AIM OF THE TASK — Only the lines from the start of the data through the line with "const HUB_HOLES = 32;" belong in the copy. Restate them word for word, minus the pictures.

---------- DATASET EXCERPT

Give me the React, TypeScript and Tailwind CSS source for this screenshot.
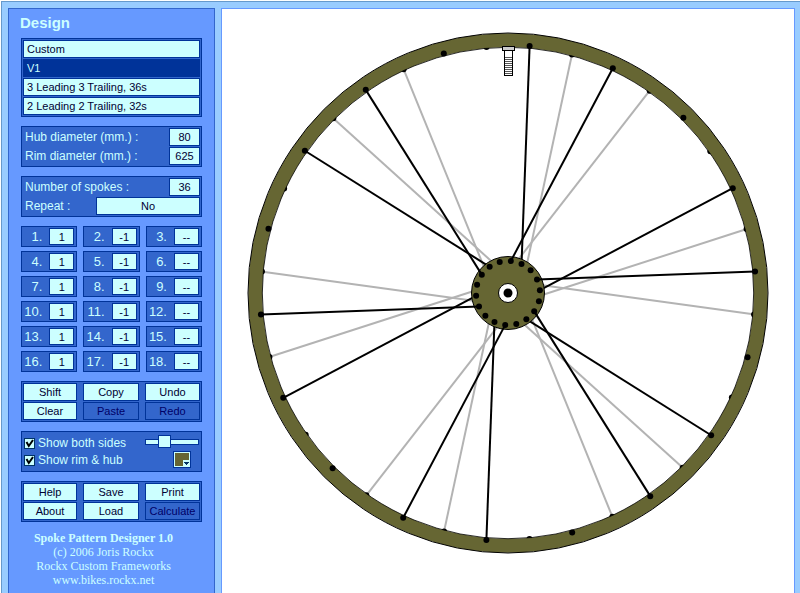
import { useState } from "react";

const presets = ["Custom", "V1", "3 Leading 3 Trailing, 36s", "2 Leading 2 Trailing, 32s"];

const pattern = Array.from({ length: 18 }, (_, i) => ["1", "-1", "--"][i % 3]);

const editActions = [
  { label: "Shift" },
  { label: "Copy" },
  { label: "Undo" },
  { label: "Clear" },
  { label: "Paste", disabled: true },
  { label: "Redo", disabled: true },
];

const fileActions = [
  { label: "Help" },
  { label: "Save" },
  { label: "Print" },
  { label: "About" },
  { label: "Load" },
  { label: "Calculate", disabled: true },
];

const groupClass = "border border-[#003399] bg-[#3366cc]";
const fieldClass =
  "border border-[#003399] bg-[#ccffff] text-center text-[11px] leading-4 text-[#000033] outline-none";

// Wheel geometry, angles are clockwise from the top
const C = 261;
const RIM_HOLES = 248;
const HUB_HOLES = 32;

function polar(angle: number, radius: number) {
  const a = (angle * Math.PI) / 180;
  return { x: C + radius * Math.sin(a), y: C - radius * Math.cos(a) };
}

const front = Array.from({ length: 18 }, (_, i) => 5 + i * 20);
const back = Array.from({ length: 18 }, (_, i) => 15 + i * 20);

function Spoke({ from, to, color }: { from: number; to: number; color: string }) {
  const rim = polar(from, RIM_HOLES);
  const hub = polar(to, HUB_HOLES);
  return <line x1={rim.x} y1={rim.y} x2={hub.x} y2={hub.y} stroke={color} strokeWidth={2} />;
}

function Hole({ angle, radius }: { angle: number; radius: number }) {
  const p = polar(angle, radius);
  return <circle cx={p.x} cy={p.y} r={3} fill="#000" />;
}

function Wheel() {
  return (
    <svg viewBox="0 0 522 522" className="mx-auto block w-[522px] max-w-full" role="img" aria-label="Wheel preview">
      {/* Far side */}
      {back.map((a, i) =>
        i % 3 === 2 ? null : (
          <Spoke key={a} from={a} to={i % 3 === 0 ? a + 20 : a - 20} color="#b3b3b3" />
        )
      )}
      {back.map((a) => (
        <Hole key={a} angle={a} radius={RIM_HOLES - 1} />
      ))}

      {/* Rim */}
      <circle cx={C} cy={C} r={252.7} fill="none" stroke="#666633" strokeWidth={14} />
      <circle cx={C} cy={C} r={260} fill="none" stroke="#000" />
      <circle cx={C} cy={C} r={245.7} fill="none" stroke="#000" strokeWidth={0.8} />

      {/* Near side, spokes passing under the hub flange */}
      {front.map((a, i) => (i % 3 === 0 ? <Spoke key={a} from={a} to={a + 20} color="#000" /> : null))}
      <circle cx={C} cy={C} r={36.5} fill="#666633" stroke="#000" />
      {front.map((a, i) => (i % 3 === 1 ? <Spoke key={a} from={a} to={a - 20} color="#000" /> : null))}
      {front.map((a) => (
        <g key={a}>
          <Hole angle={a} radius={RIM_HOLES} />
          <Hole angle={a} radius={HUB_HOLES} />
        </g>
      ))}
      <circle cx={C} cy={C} r={9.5} fill="#fff" stroke="#000" />
      <circle cx={C} cy={C} r={4.5} fill="#000" />

      {/* Valve */}
      <g shapeRendering="crispEdges" stroke="#000">
        <rect x={257.5} y={18.5} width={8} height={25} fill="#fff" />
        <rect x={255.5} y={14.5} width={12} height={4} fill="#ccc" />
        {[25, 27, 29, 31, 33, 35, 37, 39, 41].map((y) => (
          <line key={y} x1={258} x2={265} y1={y + 0.5} y2={y + 0.5} stroke="#555" />
        ))}
      </g>
    </svg>
  );
}

function ActionGrid({ actions }: { actions: { label: string; disabled?: boolean }[] }) {
  return (
    <div className={`${groupClass} grid grid-cols-[54fr_56fr_55fr] gap-x-1.5 gap-y-px p-px`}>
      {actions.map((a) => (
        <button
          key={a.label}
          type="button"
          disabled={a.disabled}
          className="h-[18px] border border-[#003399] bg-[#ccffff] text-[11px] leading-4 text-[#000033] disabled:bg-[#3366cc] disabled:text-[#000066]"
        >
          {a.label}
        </button>
      ))}
    </div>
  );
}

function NumberRow({ id, label, value }: { id: string; label: string; value: string }) {
  return (
    <div className="flex items-center justify-between">
      <label htmlFor={id} className="pl-0.5">
        {label}
      </label>
      <input id={id} defaultValue={value} className={`${fieldClass} h-[18px] w-[31px]`} />
    </div>
  );
}

function CheckRow({ label, checked, onChange }: { label: string; checked: boolean; onChange: () => void }) {
  return (
    <label className="flex items-center gap-[3px]">
      <span className="relative flex size-[11px]">
        <input
          type="checkbox"
          checked={checked}
          onChange={onChange}
          className="size-[11px] appearance-none border border-[#003366] bg-[#ccffff]"
        />
        {checked && (
          <svg viewBox="0 0 11 11" className="pointer-events-none absolute inset-0" fill="none" stroke="#000" strokeWidth={2}>
            <path d="M2.5 4 L4.8 8 L9 2" />
          </svg>
        )}
      </span>
      {label}
    </label>
  );
}

export default function App() {
  const [selected, setSelected] = useState("V1");
  const [bothSides, setBothSides] = useState(true);
  const [rimHub, setRimHub] = useState(true);

  return (
    <div className="min-h-screen bg-white pt-px pl-px font-['Liberation_Sans',Arial,sans-serif]">
      <div className="flex min-h-[calc(100vh-1px)] gap-1.5 border-t border-l border-[#6699cc] bg-[#99ccff] pt-1.5 pr-[5px] pl-1.5">
        <aside className="flex w-[207px] shrink-0 flex-col border border-b-0 border-[#3366cc] bg-[#6699ff] px-3 text-xs text-[#ccffff]">
          <h1 className="-ml-px pt-1 text-[15px] leading-5 font-bold">Design</h1>

          <ul className={`${groupClass} mt-[5px] flex flex-col gap-px p-px`}>
            {presets.map((p) => (
              <li key={p} className="flex">
                <button
                  type="button"
                  aria-pressed={p === selected}
                  onClick={() => setSelected(p)}
                  className="h-[18px] w-full border border-[#003399] bg-[#ccffff] px-[3px] text-left text-[11px] leading-4 text-[#000033] aria-pressed:bg-[#003399] aria-pressed:text-[#ccffff]"
                >
                  {p}
                </button>
              </li>
            ))}
          </ul>

          <div className={`${groupClass} mt-[9px] flex flex-col gap-px p-px`}>
            <NumberRow id="hub" label="Hub diameter (mm.) :" value="80" />
            <NumberRow id="rim" label="Rim diameter (mm.) :" value="625" />
          </div>

          <div className={`${groupClass} mt-[9px] flex flex-col gap-px p-px`}>
            <NumberRow id="spokes" label="Number of spokes :" value="36" />
            <div className="flex items-center justify-between">
              <label htmlFor="repeat" className="pl-0.5">
                Repeat :
              </label>
              <select id="repeat" className={`${fieldClass} h-[18px] w-[104px] appearance-none`}>
                <option>No</option>
                <option>Yes</option>
              </select>
            </div>
          </div>

          <div className="mt-[9px] grid grid-cols-3 gap-x-1.5 gap-y-1">
            {pattern.map((v, i) => (
              <div key={i} className={`${groupClass} flex items-center justify-end gap-[7px] py-px pr-0.5`}>
                <label htmlFor={`spoke-${i}`} className="text-[13px] leading-4">
                  {i + 1}.
                </label>
                <input id={`spoke-${i}`} defaultValue={v} className={`${fieldClass} h-[17px] w-[25px]`} />
              </div>
            ))}
          </div>

          <div className="mt-[9px]">
            <ActionGrid actions={editActions} />
          </div>

          <div className={`${groupClass} mt-[9px] flex h-[41px] justify-between pt-[3px] pr-0.5 pl-0.5 leading-[17px]`}>
            <div>
              <CheckRow label="Show both sides" checked={bothSides} onChange={() => setBothSides(!bothSides)} />
              <CheckRow label="Show rim & hub" checked={rimHub} onChange={() => setRimHub(!rimHub)} />
            </div>
            <div className="flex w-[54px] flex-col pt-px">
              <input
                type="range"
                aria-label="Far side opacity"
                defaultValue={30}
                className="h-3 w-full appearance-none bg-transparent [&::-webkit-slider-runnable-track]:h-[6px] [&::-webkit-slider-runnable-track]:border [&::-webkit-slider-runnable-track]:border-[#003399] [&::-webkit-slider-runnable-track]:bg-[#ccffff] [&::-webkit-slider-thumb]:-mt-[5px] [&::-webkit-slider-thumb]:size-[13px] [&::-webkit-slider-thumb]:appearance-none [&::-webkit-slider-thumb]:border [&::-webkit-slider-thumb]:border-[#003399] [&::-webkit-slider-thumb]:bg-[#ccffff]"
              />
              <button type="button" aria-label="Rim colour" className="mt-[3px] mr-2 self-end">
                <svg viewBox="0 0 18 17" className="block h-[17px] w-[18px]" shapeRendering="crispEdges">
                  <rect width={18} height={17} fill="#003399" />
                  <rect x={1} y={1} width={16} height={15} fill="#ccffff" />
                  <rect x={2} y={2} width={14} height={13} fill="#666633" />
                  <rect x={10} y={9} width={6} height={6} fill="#ccffff" />
                  <path d="M11 11h5l-2.5 3z" fill="#003366" />
                </svg>
              </button>
            </div>
          </div>

          <div className="mt-[9px]">
            <ActionGrid actions={fileActions} />
          </div>

          <footer className="mt-[9px] pr-4 text-center font-['Liberation_Serif','Times_New_Roman',serif] text-xs leading-[14px]">
            <p className="font-bold whitespace-nowrap">Spoke Pattern Designer 1.0</p>
            <p>(c) 2006 Joris Rockx</p>
            <p>Rockx Custom Frameworks</p>
            <a href="#site">www.bikes.rockx.net</a>
          </footer>
        </aside>

        <main className="min-w-0 flex-1 border border-b-0 border-[#6699ff] bg-white pt-[23px]">
          <Wheel />
        </main>
      </div>
    </div>
  );
}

--------------------

RESULT —
Give me the React, TypeScript and Tailwind CSS source for this screenshot.
import { useState } from "react";

const presets = ["Custom", "V1", "3 Leading 3 Trailing, 36s", "2 Leading 2 Trailing, 32s"];

const pattern = Array.from({ length: 18 }, (_, i) => ["1", "-1", "--"][i % 3]);

const editActions = [
  { label: "Shift" },
  { label: "Copy" },
  { label: "Undo" },
  { label: "Clear" },
  { label: "Paste", disabled: true },
  { label: "Redo", disabled: true },
];

const fileActions = [
  { label: "Help" },
  { label: "Save" },
  { label: "Print" },
  { label: "About" },
  { label: "Load" },
  { label: "Calculate", disabled: true },
];

const groupClass = "border border-[#003399] bg-[#3366cc]";
const fieldClass =
  "border border-[#003399] bg-[#ccffff] text-center text-[11px] leading-4 text-[#000033] outline-none";

// Wheel geometry, angles are clockwise from the top
const C = 261;
const RIM_HOLES = 248;
const HUB_HOLES = 32;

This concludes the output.